III. O necessário discernimento

Depois do que vimos sobre o complexo e plural acolhimento da atuação do Espírito por parte do ser humano, não nos deve admirar que a busca de critérios, que a identifiquem, seja uma constante ao longo da história do cristianismo. Pois uma constatação imediata da presença ativa do Espírito, ignorando a mediação histórica, hermenêutica, comunitária da mesma, foi sempre uma forte tentação no interior do cristianismo até nossos dias17.

A necessidade de distinguir a ação autêntica do Espírito das falsas manifestações constituiu já uma preocupação de São Paulo, que fala do discernimento como um dos carismas (1Cor 12,10), o qual, aliás, não exclui um exercício geral de avaliação, próprio de todo cristão (1Cor 14,29; 1Ts 5,21). "Discernir qual a vontade de Deus" (Rm 12,2), "o que agrada ao Senhor" (Ef 5,10), "o que melhor convém" (Fl 1,10) é próprio da existência cristã, de uma vida segundo o Espírito.
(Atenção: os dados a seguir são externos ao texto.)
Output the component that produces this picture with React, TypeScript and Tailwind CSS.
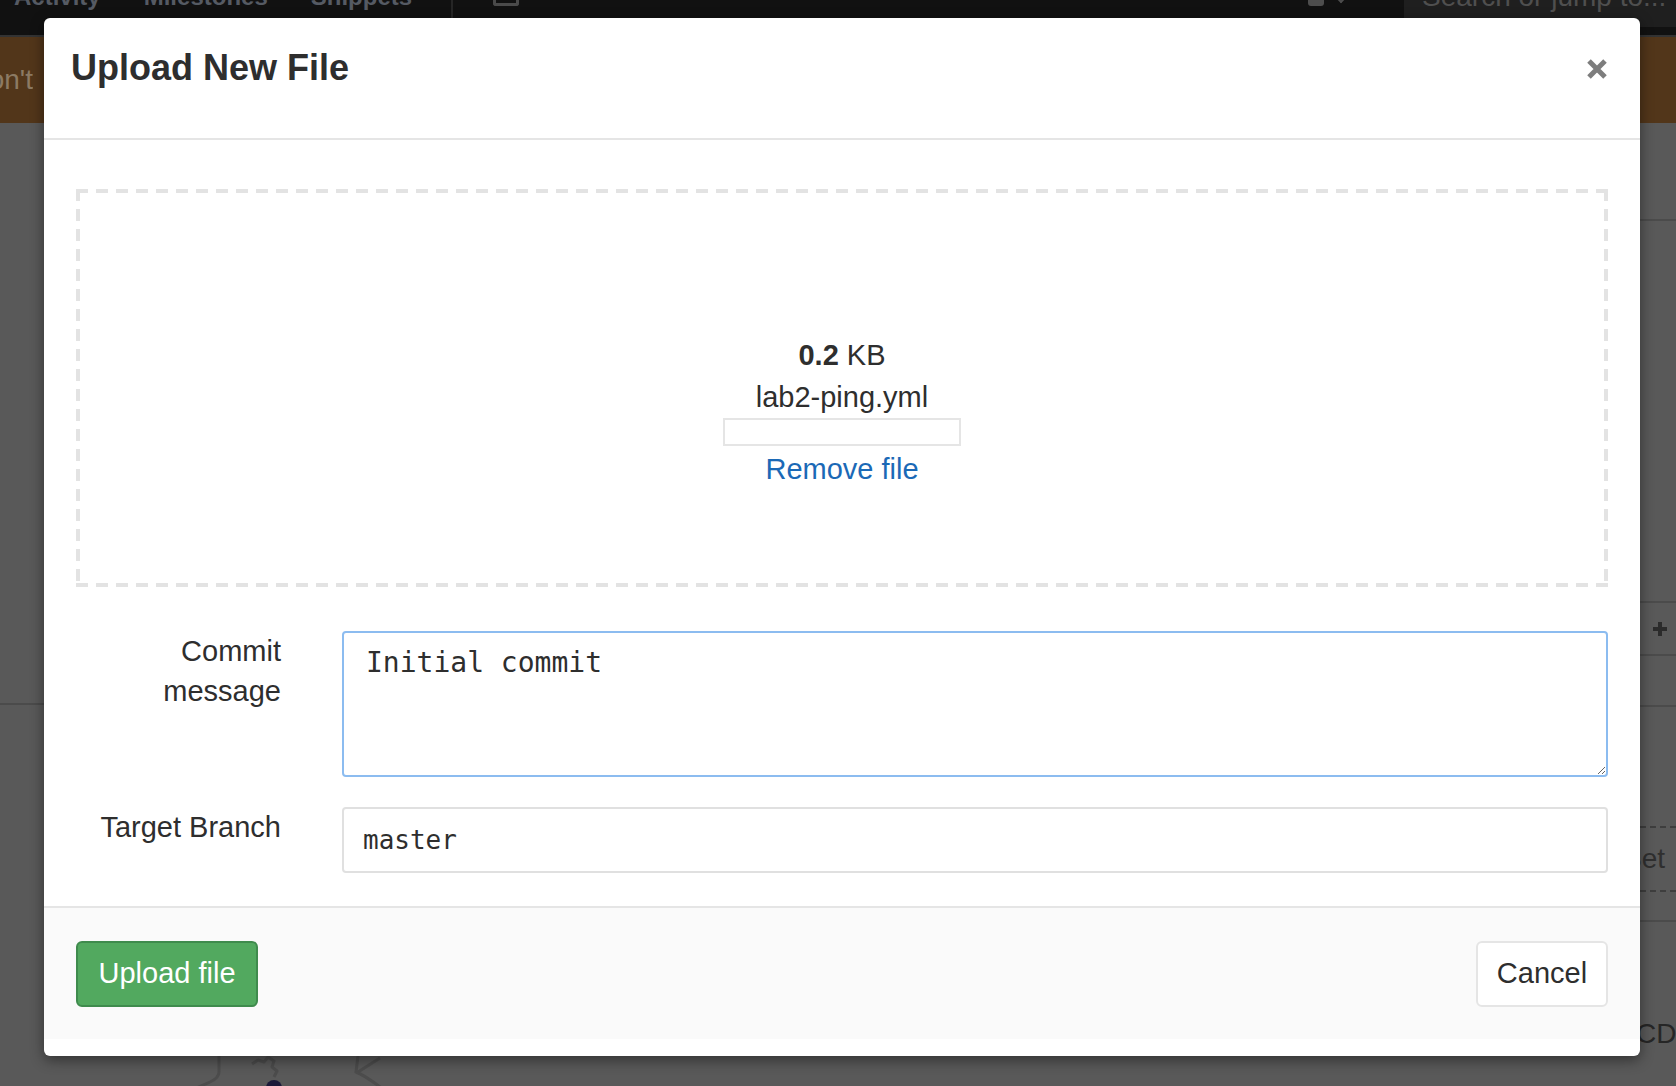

Também São João recomenda a todos que examinem os espíritos, para ver se são de Deus (1Jo 4,1).

Vamos examinar dois critérios de discernimento, hauridos do que nos revelou a própria Sagrada Escritura sobre a atuação do Espírito Santo: confessar a pessoa de Jesus Cristo e promover a vida.

  1. O critério Jesus Cristo

    Tanto Paulo como João apresentam a aceitação do Verbo encarnado como critério decisivo para identificar uma autêntica experiência do Espírito. "Nisto reconheceis o Espírito de Deus: todo espírito que confessa Jesus Cristo vindo na carne é de Deus" (1Jo 4,2). "Ninguém, falando sob a inspiração do Espírito de Deus, pode dizer: maldito seja Jesus" (1Cor 12,3).
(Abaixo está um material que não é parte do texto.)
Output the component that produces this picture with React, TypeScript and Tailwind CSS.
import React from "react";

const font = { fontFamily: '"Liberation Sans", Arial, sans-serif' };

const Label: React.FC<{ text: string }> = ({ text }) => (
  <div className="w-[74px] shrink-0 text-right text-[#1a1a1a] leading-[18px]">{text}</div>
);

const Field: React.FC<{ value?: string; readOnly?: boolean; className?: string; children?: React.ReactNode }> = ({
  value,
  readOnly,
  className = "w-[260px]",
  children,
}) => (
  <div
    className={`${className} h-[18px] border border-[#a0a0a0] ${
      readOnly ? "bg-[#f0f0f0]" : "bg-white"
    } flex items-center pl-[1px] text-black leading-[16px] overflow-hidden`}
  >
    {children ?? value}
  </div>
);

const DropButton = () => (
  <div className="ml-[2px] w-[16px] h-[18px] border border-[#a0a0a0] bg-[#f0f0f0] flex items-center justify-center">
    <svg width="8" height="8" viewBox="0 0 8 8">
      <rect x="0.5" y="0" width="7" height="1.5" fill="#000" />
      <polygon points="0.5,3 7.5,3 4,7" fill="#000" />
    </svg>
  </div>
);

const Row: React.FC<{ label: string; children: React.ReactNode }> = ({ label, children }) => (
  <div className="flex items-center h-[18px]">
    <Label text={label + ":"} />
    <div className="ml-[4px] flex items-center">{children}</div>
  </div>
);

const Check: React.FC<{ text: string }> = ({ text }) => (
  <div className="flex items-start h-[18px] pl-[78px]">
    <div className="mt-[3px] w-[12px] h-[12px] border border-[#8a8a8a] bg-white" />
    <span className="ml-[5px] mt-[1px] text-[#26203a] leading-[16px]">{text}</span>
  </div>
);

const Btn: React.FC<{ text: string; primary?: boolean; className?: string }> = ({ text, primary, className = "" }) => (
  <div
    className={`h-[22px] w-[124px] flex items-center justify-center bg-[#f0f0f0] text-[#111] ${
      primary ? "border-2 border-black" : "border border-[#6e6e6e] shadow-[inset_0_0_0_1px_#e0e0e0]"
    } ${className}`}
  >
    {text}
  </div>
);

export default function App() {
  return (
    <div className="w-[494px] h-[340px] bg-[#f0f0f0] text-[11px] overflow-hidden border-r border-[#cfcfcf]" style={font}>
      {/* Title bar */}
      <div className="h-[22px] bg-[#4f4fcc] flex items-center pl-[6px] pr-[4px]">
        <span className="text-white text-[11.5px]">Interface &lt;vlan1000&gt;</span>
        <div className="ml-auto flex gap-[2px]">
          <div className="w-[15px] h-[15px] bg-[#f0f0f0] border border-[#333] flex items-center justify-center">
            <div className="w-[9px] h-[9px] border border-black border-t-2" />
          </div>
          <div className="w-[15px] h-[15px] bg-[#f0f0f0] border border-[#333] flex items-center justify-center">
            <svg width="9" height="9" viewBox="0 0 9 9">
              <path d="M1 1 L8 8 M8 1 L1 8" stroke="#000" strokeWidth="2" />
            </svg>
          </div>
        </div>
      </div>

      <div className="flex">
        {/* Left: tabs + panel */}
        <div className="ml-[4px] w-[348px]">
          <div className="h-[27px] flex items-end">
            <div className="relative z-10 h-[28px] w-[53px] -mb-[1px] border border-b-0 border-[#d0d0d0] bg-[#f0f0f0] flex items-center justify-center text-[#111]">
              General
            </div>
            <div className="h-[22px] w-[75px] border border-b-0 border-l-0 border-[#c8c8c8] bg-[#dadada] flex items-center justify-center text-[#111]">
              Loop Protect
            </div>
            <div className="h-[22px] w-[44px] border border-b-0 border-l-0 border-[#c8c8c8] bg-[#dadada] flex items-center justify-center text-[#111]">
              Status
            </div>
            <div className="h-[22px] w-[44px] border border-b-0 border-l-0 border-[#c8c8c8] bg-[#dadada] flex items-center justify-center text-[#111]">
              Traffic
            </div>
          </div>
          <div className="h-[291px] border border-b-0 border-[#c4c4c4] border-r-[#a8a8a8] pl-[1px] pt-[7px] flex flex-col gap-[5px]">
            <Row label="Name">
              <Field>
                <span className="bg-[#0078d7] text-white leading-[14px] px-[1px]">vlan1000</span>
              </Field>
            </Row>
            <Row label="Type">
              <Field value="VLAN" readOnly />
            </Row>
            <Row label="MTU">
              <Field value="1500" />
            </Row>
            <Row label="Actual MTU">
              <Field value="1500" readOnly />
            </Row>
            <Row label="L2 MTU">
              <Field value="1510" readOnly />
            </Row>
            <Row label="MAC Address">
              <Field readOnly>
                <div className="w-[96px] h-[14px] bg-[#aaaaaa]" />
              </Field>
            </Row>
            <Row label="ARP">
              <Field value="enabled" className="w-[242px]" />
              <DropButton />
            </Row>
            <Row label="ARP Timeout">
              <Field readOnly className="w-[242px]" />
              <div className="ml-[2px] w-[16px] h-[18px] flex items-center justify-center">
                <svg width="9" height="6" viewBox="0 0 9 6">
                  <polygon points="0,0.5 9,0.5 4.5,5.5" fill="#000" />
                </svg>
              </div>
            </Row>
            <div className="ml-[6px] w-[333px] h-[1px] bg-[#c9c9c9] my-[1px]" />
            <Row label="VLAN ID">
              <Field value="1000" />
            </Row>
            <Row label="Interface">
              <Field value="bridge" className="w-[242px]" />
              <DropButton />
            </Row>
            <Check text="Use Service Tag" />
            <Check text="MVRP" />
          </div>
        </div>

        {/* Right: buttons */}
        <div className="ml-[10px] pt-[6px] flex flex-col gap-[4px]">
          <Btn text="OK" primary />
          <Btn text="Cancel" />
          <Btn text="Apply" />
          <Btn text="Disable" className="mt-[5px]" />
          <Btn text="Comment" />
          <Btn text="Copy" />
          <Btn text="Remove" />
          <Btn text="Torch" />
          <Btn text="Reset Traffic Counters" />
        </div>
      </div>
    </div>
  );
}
    Estas afirmações de Paulo e João pressupõem a possibilidade e a ocorrência de experiências "religiosas" semelhantes às experiências do Espírito, mas que não resultam da ação do mesmo. Isto se dá pela incidência da atuação de Deus na ambigüidade da condição humana, sujeita a diversos condicionamentos e pressionada pela concupiscência egocêntrica. Com outras palavras, a ação do Espírito sempre acontece mediatizada pela realidade plural da pessoa humana e pela leitura deste fato, sem a qual não se constitui a experiência.
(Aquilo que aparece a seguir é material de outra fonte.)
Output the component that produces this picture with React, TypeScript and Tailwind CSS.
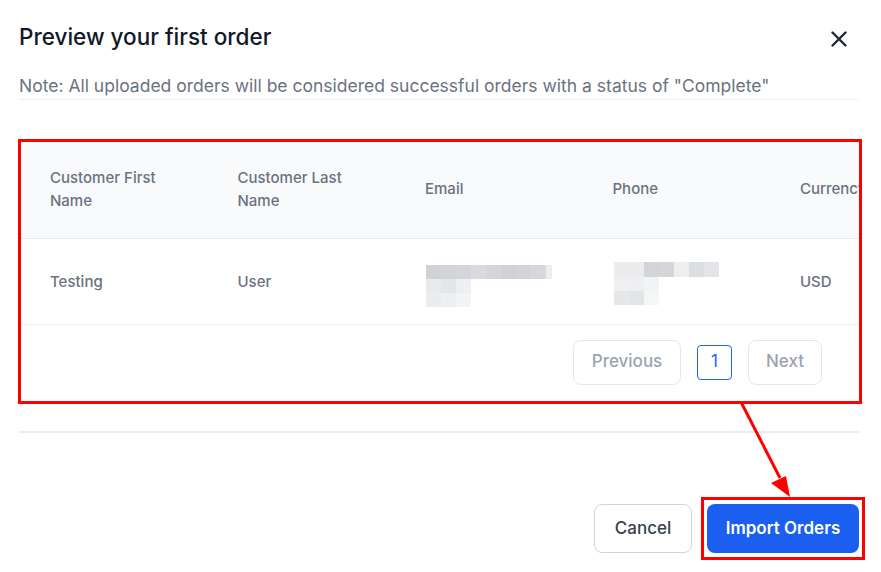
import React from "react";

const emailRows: string[][] = [
  ["bg-[#d0d2d6]", "bg-[#d2d4d8]", "bg-[#d4d6da]", "bg-[#d8dadd]", "bg-[#d4d6da]", "bg-[#d0d2d6]", "bg-[#d2d4d8]", "bg-[#d6d8dc]", "bg-[#eceef0]"],
  ["bg-[#e9eaed]", "bg-[#e4e5e8]", "bg-[#eeeff1]"],
  ["bg-[#ebecef]", "bg-[#eeeff1]", "bg-[#f3f4f6]"],
];
const phoneRows: string[][] = [
  ["bg-[#ececec]", "bg-[#eaecf0]", "bg-[#d2d4d8]", "bg-[#d4d6da]", "bg-[#eeeeee]", "bg-[#dcdfe2]", "bg-[#e2e4e7]"],
  ["bg-[#f0f0f1]", "bg-[#eeeff0]", "bg-[#f2f3f4]"],
  ["bg-[#e6e7e9]", "bg-[#e2e4e7]", "bg-[#f5f6f6]"],
];

function Pixels({ rows, firstH, lastW }: { rows: string[][]; firstH: string; lastW?: boolean }) {
  return (
    <div className="flex flex-col">
      {rows.map((r, i) => (
        <div key={i} className={`flex ${i === 0 ? firstH : "h-[14px]"}`}>
          {r.map((c, j) => (
            <div key={j} className={`${lastW && i === 0 && j === r.length - 1 ? "w-[6px]" : "w-[15px]"} h-full ${c}`} />
          ))}
        </div>
      ))}
    </div>
  );
}

export default function App() {
  const headers = [["Customer First", "Name"], ["Customer Last", "Name"], ["Email"], ["Phone"], ["Currency"]];
  return (
    <div className="relative w-[881px] h-[572px] bg-white overflow-hidden font-['Inter',sans-serif]">
      <div className="pl-[19px] pr-[22px]">
        <div className="flex items-start justify-between pt-[22px]">
          <h2 className="text-[22.5px] leading-[30px] font-medium text-[#111827]">Preview your first order</h2>
          <button className="mt-[9px] mr-[12px] w-[16px] h-[16px]">
            <svg width="16" height="16" viewBox="0 0 16 16">
              <path d="M1.5 1.5 L14.5 14.5 M14.5 1.5 L1.5 14.5" stroke="#1e293b" strokeWidth="2.4" strokeLinecap="round" />
            </svg>
          </button>
        </div>
        <p className="mt-[22px] text-[17.5px] leading-[24px] text-[#6b7280] pb-[1px] border-b border-[#eef1f3]">
          Note: All uploaded orders will be considered successful orders with a status of "Complete"
        </p>

        <div className="mt-[39px] -ml-px w-[844px] border-[3px] border-[#ff0000]">
          <div className="overflow-hidden rounded-br-[8px]">
            <div className="grid grid-cols-[187.5px_187.5px_187.5px_187.5px_187.5px] w-[937.5px] bg-[#f9fafb] h-[97px] border-b border-[#e8eaed] items-center">
              {headers.map((h, i) => (
                <div key={i} className={`pl-[29px] text-[15px] leading-[23px] text-[#6b7280] font-medium whitespace-nowrap ${h.length > 1 ? "pb-[2px]" : "pb-[4px]"}`}>
                  {h.map((l, j) => (
                    <div key={j}>{l}</div>
                  ))}
                </div>
              ))}
            </div>
            <div className="grid grid-cols-[187.5px_187.5px_187.5px_187.5px_187.5px] w-[937.5px] h-[86px] border-b border-[#eef0f3] items-center">
              <div className="pl-[29px] text-[15px] text-[#6b7280] font-medium pt-[2px]">Testing</div>
              <div className="pl-[29px] text-[15px] text-[#6b7280] font-medium pt-[2px]">User</div>
              <div className="pl-[30px] pt-[8px]">
                <Pixels rows={emailRows} firstH="h-[14px]" lastW />
              </div>
              <div className="pl-[30px] pt-[4px]">
                <Pixels rows={phoneRows} firstH="h-[15px]" />
              </div>
              <div className="pl-[29px] text-[15px] text-[#6b7280] font-medium pt-[2px]">USD</div>
            </div>
            <div className="h-[76px] flex items-center justify-end gap-[16px] pr-[37px] pb-[2px]">
              <button className="w-[108px] h-[45px] rounded-[8px] border border-[#e5e7eb] text-[17px] text-[#9ca3af] font-medium">Previous</button>
              <button className="w-[35px] h-[35px] rounded-[4px] border border-[#2563eb] text-[17px] text-[#2563eb]">1</button>
              <button className="w-[74px] h-[45px] rounded-[8px] border border-[#e5e7eb] text-[17px] text-[#9ca3af] font-medium">Next</button>
            </div>
          </div>
        </div>

        <div className="mt-[27px] h-[2px] bg-[#e9ebee]" />

        <div className="mt-[64px] flex justify-end items-center -mr-[6px]">
          <button className="w-[98px] h-[49px] rounded-[8px] border border-[#d1d5db] text-[17px] text-[#374151] font-medium bg-white">Cancel</button>
          <div className="ml-[9px] border-[3px] border-[#ff0000] px-[3px] py-[4px]">
            <button className="w-[152px] h-[49px] rounded-[8px] bg-[#1a5fef] text-white text-[17px] font-semibold">Import Orders</button>
          </div>
        </div>
      </div>

      <svg className="absolute left-0 top-0 pointer-events-none" width="881" height="572">
        <line x1="741" y1="402" x2="780" y2="478" stroke="#ff0000" strokeWidth="3" />
        <polygon points="790,497 771,483 786,476" fill="#ff0000" />
      </svg>
    </div>
  );
}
    A experiência só será autêntica, sacramento da ação pneumatológica, se estiver em consonância com o sacramento primordial desta atuação, que é Jesus Cristo. Este realmente visibiliza na condição humana e concretiza na História, de modo perfeito pela sua fidelidade ao Espiríto do Pai, a matriz de uma "vida no Espiríto". É uma matriz contextualizada, já que necessariamente interpretada a partir da linguagem do contexto sociocultural e religioso.

    Mas não é mera expressão do contexto envolvente, pois a atuação do Espírito se faz sentir (é experimentada) e fornece identidade à experiência. É ela que assume os elementos plurais do "humano" e que os integra de modo original para se constituir e se expressar. Importante no critério cristológico não é uma referência explícita e verbal à pessoa de Jesus Cristo, que pode ser extrínseca a uma experiência em curso. As afirmações de Paulo e de João pressupõem a densa noção bíblica de fé, enquanto atitude fundamental que impregna existencialmente a totalidade do ser humano.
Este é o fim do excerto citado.